Gravimetrie als geophysikalische Vorerkundung zur Tiefenseismik: Tiefengeothermie im Oberrheintalgraben. Das Bild zeigt in einer Pseudo-3D-Darstellung eine Schwerefläche, die primär den Kontrast der tertiären Grabenfüllung mit relativ geringer Dichte zum Kristallingestein mit hoher Dichte widerspiegelt. Man erkennt den großen Sprung an der Süd-Nord verlaufenden inneren Grabenrandverwerfung, die plötzlich mit einem scharfen Knick in eine ost-westliche Streichrichtung umbiegt, ferner eine Fülle weniger ausgeprägter tektonischer Strukturen.

Tiefe Geothermie (hydrothermale Geothermie) alpine Molasse

tiefe Geothermie Oberrheintalgraben gravimetrie und Tektonik

Gravimetrie als Vorerkundung zur Tiefenseismik. Interpretiertes tektonisches Bruchmuster mit den vorherrschenden Streichrichtungen.

Tiefengeothermie und Magnetfeldmessungen

In manchen Fällen der geophysikalischen Vorerkundung kann es sinnvoll, um nicht zu sagen zwingend sein, zusätzlich zur Gravimetrie Messungen der Magnetik durchzuführen.
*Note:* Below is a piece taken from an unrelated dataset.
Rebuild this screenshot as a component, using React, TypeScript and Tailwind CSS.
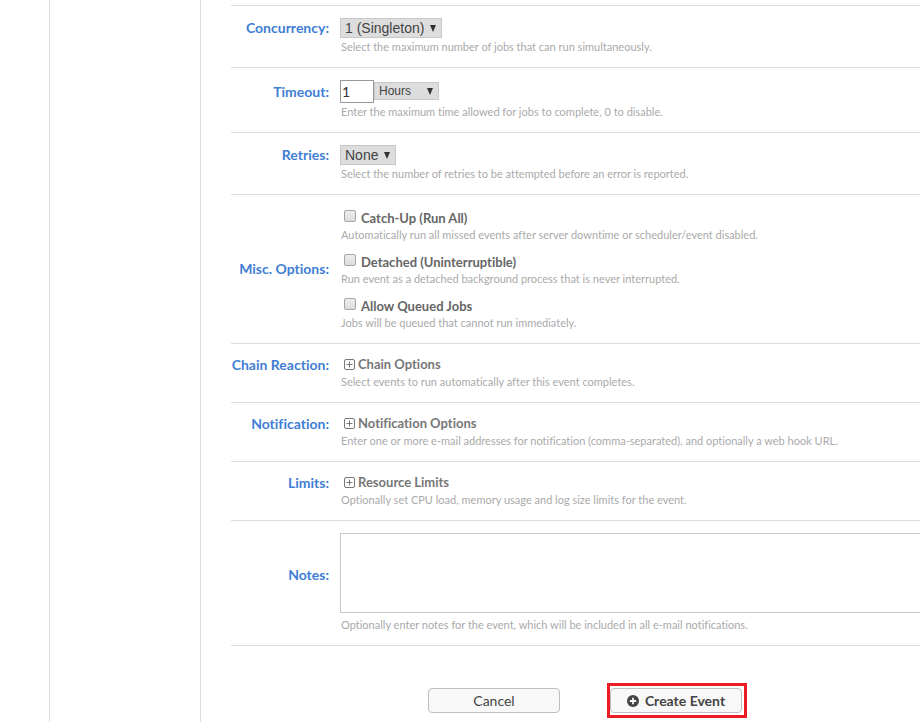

Das ist verständlicherweise in allen Vulkangebieten der Fall, wo die magnetischen Basaltgesteine maßgeblich den geologischen Untergrund bestimmen. Aber auch eher isolierte Basaltkörper können für die Interpretation einer Tiefenseismik und insbesondere für den Ansatz von Tiefbohrungen wichtig werden.

Geomagnetik tiefe Geothermie Oberrheintalgraben Vulkanite

Im Zuge der Vorerkundung für eine Tiefenseismik: Karte magnetischer Anomalien im Oberrheintalgraben. Die deutlich positiven Anomalien (gelb – rot) zeigen einen Komplex vulkanischer Gesteine an, die nicht an der Erdoberfläche anstehen sondern in den tertiären Gesteinen der Grabenfüllung stecken. Eine Tiefbohrung von einigen tausend Metern sollte man tunlichst nicht über einem solchen Vulkanit abteufen.